— BEGIN —
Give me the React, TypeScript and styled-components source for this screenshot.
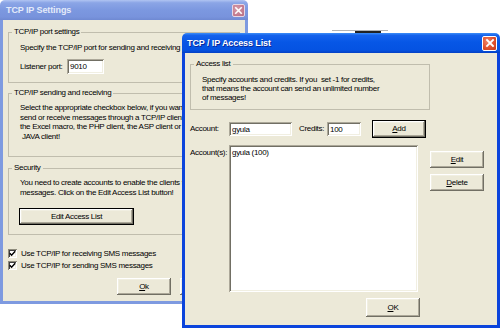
import React from "react";
import styled, { createGlobalStyle, css } from "styled-components";

const GlobalStyle = createGlobalStyle`
  html, body {
    margin: 0;
    padding: 0;
    background: #fff;
    overflow: hidden;
  }
  body {
    font-family: "Liberation Sans", Arial, sans-serif;
    font-size: 8px;
    letter-spacing: -0.3px;
    color: #000;
  }
`;

const Desktop = styled.div`
  position: relative;
  width: 500px;
  height: 328px;
  overflow: hidden;
  background: #fff;
`;

// a sliver of some other window peeking out above the access list dialog
const BackSliver = styled.div`
  position: absolute;
  left: 332px;
  top: 30px;
  width: 56px;
  height: 3px;
  border-top: 1px solid #b4b4b4;
  display: flex;
  padding-left: 23px;
  box-sizing: border-box;
`;

const BackMark = styled.div`
  width: 26px;
  height: 2px;
  background: #222;
`;

const Window = styled.div<{ $x: number; $y: number; $w: number; $h: number }>`
  position: absolute;
  left: ${(p) => p.$x}px;
  top: ${(p) => p.$y}px;
  width: ${(p) => p.$w}px;
  height: ${(p) => p.$h}px;
  display: flex;
  flex-direction: column;
`;

const activeTitle = css`
  background: linear-gradient(
    180deg,
    #3d8ef7 0%,
    #1562ec 12%,
    #0757e6 45%,
    #0553e2 85%,
    #0440c4 100%
  );
`;

const inactiveTitle = css`
  background: linear-gradient(
    180deg,
    #b0c4f2 0%,
    #8ba5e6 14%,
    #7c98e0 50%,
    #7893dc 85%,
    #6f89d2 100%
  );
`;

const TitleBar = styled.div<{ $active?: boolean }>`
  flex: none;
  height: 20px;
  display: flex;
  align-items: center;
  justify-content: space-between;
  padding: 0 3px 0 ${(p) => (p.$active ? 5 : 6)}px;
  border-radius: 5px 5px 0 0;
  ${(p) => (p.$active ? activeTitle : inactiveTitle)}
`;

const Title = styled.span<{ $active?: boolean }>`
  font-weight: bold;
  font-size: 9px;
  letter-spacing: -0.1px;
  line-height: 12px;
  color: ${(p) => (p.$active ? "#fff" : "#e4ebfa")};
  text-shadow: ${(p) => (p.$active ? "1px 1px 0 #0a2a9a" : "none")};
  white-space: nowrap;
`;

const CloseButton = styled.div<{ $active?: boolean }>`
  box-sizing: border-box;
  width: ${(p) => (p.$active ? 15 : 13)}px;
  height: ${(p) => (p.$active ? 15 : 13)}px;
  border: 1px solid ${(p) => (p.$active ? "#fff" : "#e6d6e4")};
  border-radius: 2px;
  display: flex;
  align-items: center;
  justify-content: center;
  background: ${(p) =>
    p.$active
      ? "radial-gradient(circle at 35% 35%, #f0866a 0%, #e0502c 55%, #c43a1c 100%)"
      : "radial-gradient(circle at 35% 35%, #d69aa9 0%, #c47d90 60%, #b46e84 100%)"};
`;

const Body = styled.div<{ $active?: boolean; $pt: number; $pr: number }>`
  flex: 1;
  display: flex;
  flex-direction: column;
  align-items: stretch;
  background: #ece9d8;
  border: 3px solid ${(p) => (p.$active ? "#0b44dc" : "#7e9ae0")};
  border-top: none;
  padding: ${(p) => p.$pt}px ${(p) => p.$pr}px 0 5px;
`;

const GroupBox = styled.fieldset<{ $mt?: number; $w?: number }>`
  margin: ${(p) => p.$mt ?? 0}px 0 0;
  padding: 0 0 0 3px;
  border: 1px solid #c0bdad;
  min-width: 0;
  ${(p) =>
    p.$w &&
    css`
      width: ${p.$w}px;
      box-sizing: border-box;
      align-self: flex-start;
    `}
`;

const Legend = styled.legend`
  padding: 0 2px;
  line-height: 12px;
`;

const GroupBody = styled.div<{ $pt: number; $pb: number }>`
  display: flex;
  flex-direction: column;
  align-items: flex-start;
  padding: ${(p) => p.$pt}px 0 ${(p) => p.$pb}px 8px;
`;

const Para = styled.div<{ $lh: number }>`
  line-height: ${(p) => p.$lh}px;
  white-space: nowrap;
`;

const Row = styled.div<{ $mt?: number }>`
  display: flex;
  align-items: center;
  margin-top: ${(p) => p.$mt ?? 0}px;
`;

const TopRow = styled.div<{ $mt?: number }>`
  display: flex;
  align-items: flex-start;
  margin-top: ${(p) => p.$mt ?? 0}px;
`;

const Label = styled.span<{ $w: number; $ml?: number; $mt?: number }>`
  flex: none;
  width: ${(p) => p.$w}px;
  margin-left: ${(p) => p.$ml ?? 0}px;
  margin-top: ${(p) => p.$mt ?? 0}px;
  line-height: 12px;
  white-space: nowrap;
`;

const sunken = css`
  box-shadow: inset 1px 1px #aca899, inset -1px -1px #fff, inset 2px 2px #716f64,
    inset -2px -2px #f1efe2;
`;

const TextField = styled.div<{ $w: number; $h: number }>`
  flex: none;
  box-sizing: border-box;
  width: ${(p) => p.$w}px;
  height: ${(p) => p.$h}px;
  padding: 0 3px;
  background: #fff;
  display: flex;
  align-items: center;
  white-space: nowrap;
  ${sunken}
`;

const ListBox = styled.div<{ $w: number; $h: number }>`
  flex: none;
  box-sizing: border-box;
  width: ${(p) => p.$w}px;
  height: ${(p) => p.$h}px;
  padding: 2px 3px;
  background: #fff;
  line-height: 11px;
  ${sunken}
`;

const Button = styled.button<{ $w: number; $h: number; $default?: boolean; $mt?: number; $ml?: number }>`
  flex: none;
  box-sizing: border-box;
  width: ${(p) => p.$w}px;
  height: ${(p) => p.$h}px;
  margin: ${(p) => p.$mt ?? 0}px 0 0 ${(p) => p.$ml ?? 0}px;
  padding: 0;
  font: inherit;
  letter-spacing: inherit;
  color: #000;
  background: #ece9d8;
  border: ${(p) => (p.$default ? "1px solid #000" : "none")};
  box-shadow: inset -1px -1px #716f64, inset 1px 1px #fff, inset -2px -2px #aca899,
    inset 2px 2px #f1efe2;
  line-height: 10px;
  white-space: nowrap;
  cursor: default;
`;

const ButtonColumn = styled.div<{ $ml: number; $mt: number }>`
  display: flex;
  flex-direction: column;
  gap: 6px;
  margin: ${(p) => p.$mt}px 0 0 ${(p) => p.$ml}px;
`;

const ButtonRow = styled.div<{ $mt: number; $mr: number }>`
  display: flex;
  justify-content: flex-end;
  gap: 9px;
  margin: ${(p) => p.$mt}px ${(p) => p.$mr}px 0 0;
`;

const CheckRow = styled.div<{ $mt?: number }>`
  display: flex;
  align-items: center;
  gap: 4px;
  height: 12px;
  margin-top: ${(p) => p.$mt ?? 0}px;
  white-space: nowrap;
`;

const CheckBox = styled.div`
  flex: none;
  box-sizing: border-box;
  width: 9px;
  height: 9px;
  background: #fff;
  display: flex;
  align-items: center;
  justify-content: center;
  box-shadow: inset 1px 1px #8e8b7c, inset -1px -1px #fff, inset 2px 2px #404040,
    inset -2px -2px #f1efe2;
`;

const CloseIcon = ({ size }: { size: number }) => (
  <svg width={size} height={size} viewBox="0 0 10 10">
    <path d="M2 2 L8 8 M8 2 L2 8" stroke="#fff" strokeWidth="1.8" strokeLinecap="square" />
  </svg>
);

const Check = () => (
  <svg width="7" height="7" viewBox="0 0 7 7">
    <path d="M0.8 3.2 L2.6 5.2 L6.2 1.2" stroke="#000" strokeWidth="1.4" fill="none" />
  </svg>
);

export default function App() {
  return (
    <Desktop>
      <GlobalStyle />
      <BackSliver>
        <BackMark />
      </BackSliver>

      <Window $x={0} $y={0} $w={248} $h={304}>
        <TitleBar>
          <Title>TCP IP Settings</Title>
          <CloseButton>
            <CloseIcon size={9} />
          </CloseButton>
        </TitleBar>
        <Body $pt={6} $pr={5}>
          <GroupBox>
            <Legend>TCP/IP port settings</Legend>
            <GroupBody $pt={5} $pb={8}>
              <Para $lh={10}>Specify the TCP/IP port for sending and receiving messages.</Para>
              <Row $mt={6}>
                <Label $w={47}>Listener port:</Label>
                <TextField $w={37} $h={15}>9010</TextField>
              </Row>
            </GroupBody>
          </GroupBox>

          <GroupBox $mt={4}>
            <Legend>TCP/IP sending and receiving</Legend>
            <GroupBody $pt={4} $pb={15}>
              <Para $lh={9.5}>
                Select the appropriate checkbox below, if you want to
                <br />
                send or receive messages through a TCP/IP client like
                <br />
                the Excel macro, the PHP client, the ASP client or the
                <br />
                &nbsp;JAVA client!
              </Para>
            </GroupBody>
          </GroupBox>

          <GroupBox $mt={5}>
            <Legend>Security</Legend>
            <GroupBody $pt={4} $pb={9}>
              <Para $lh={10}>
                You need to create accounts to enable the clients to send
                <br />
                messages. Click on the Edit Access List button!
              </Para>
              <Button $default $w={115} $h={17} $mt={10} $ml={-1}>
                Edit Access List
              </Button>
            </GroupBody>
          </GroupBox>

          <CheckRow $mt={12}>
            <CheckBox>
              <Check />
            </CheckBox>
            Use TCP/IP for receiving SMS messages
          </CheckRow>
          <CheckRow>
            <CheckBox>
              <Check />
            </CheckBox>
            Use TCP/IP for sending SMS messages
          </CheckRow>

          <ButtonRow $mt={7} $mr={6}>
            <Button $w={54} $h={17}>
              <u>O</u>k
            </Button>
            <Button $w={54} $h={17}>
              <u>C</u>ancel
            </Button>
          </ButtonRow>
        </Body>
      </Window>

      <Window $x={182} $y={33} $w={318} $h={295}>
        <TitleBar $active>
          <Title $active>TCP / IP Access List</Title>
          <CloseButton $active>
            <CloseIcon size={10} />
          </CloseButton>
        </TitleBar>
        <Body $active $pt={5} $pr={5}>
          <GroupBox $w={240}>
            <Legend>Access list</Legend>
            <GroupBody $pt={5} $pb={7}>
              <Para $lh={9}>
                Specify accounts and credits. If you&nbsp; set -1 for credits,
                <br />
                that means the account can send an unlimited number
                <br />
                of messages!
              </Para>
            </GroupBody>
          </GroupBox>

          <Row $mt={10}>
            <Label $w={39}>Account:</Label>
            <TextField $w={63} $h={14}>gyula</TextField>
            <Label $w={28} $ml={7}>Credits:</Label>
            <TextField $w={34} $h={14}>100</TextField>
            <Button $default $w={54} $h={18} $ml={11}>
              <u>A</u>dd
            </Button>
          </Row>

          <TopRow $mt={7}>
            <Label $w={39} $mt={2}>Account(s):</Label>
            <ListBox $w={189} $h={147}>gyula (100)</ListBox>
            <ButtonColumn $ml={12} $mt={6}>
              <Button $w={54} $h={17}>
                <u>E</u>dit
              </Button>
              <Button $w={54} $h={17}>
                <u>D</u>elete
              </Button>
            </ButtonColumn>
          </TopRow>

          <ButtonRow $mt={6} $mr={72}>
            <Button $w={54} $h={19}>
              <u>O</u>K
            </Button>
          </ButtonRow>
        </Body>
      </Window>
    </Desktop>
  );
}
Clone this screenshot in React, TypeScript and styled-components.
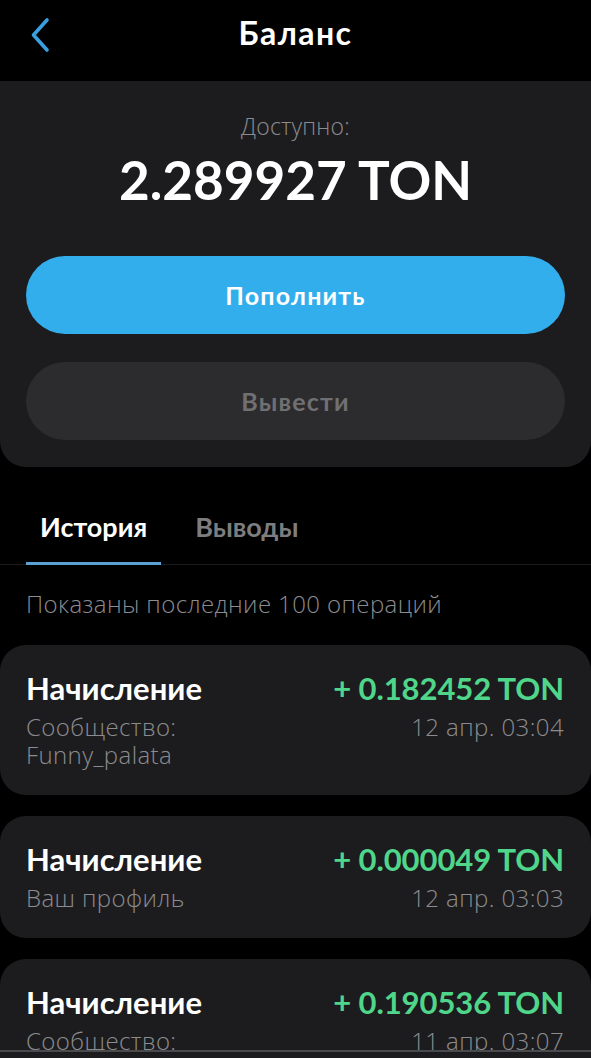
— END —
## [OBJECTIVE]
Take every line that includes the string "screenshot" and copy it.

## [SOLUTION TO THE EXERCISE]
Give me the React, TypeScript and styled-components source for this screenshot.
Clone this screenshot in React, TypeScript and styled-components.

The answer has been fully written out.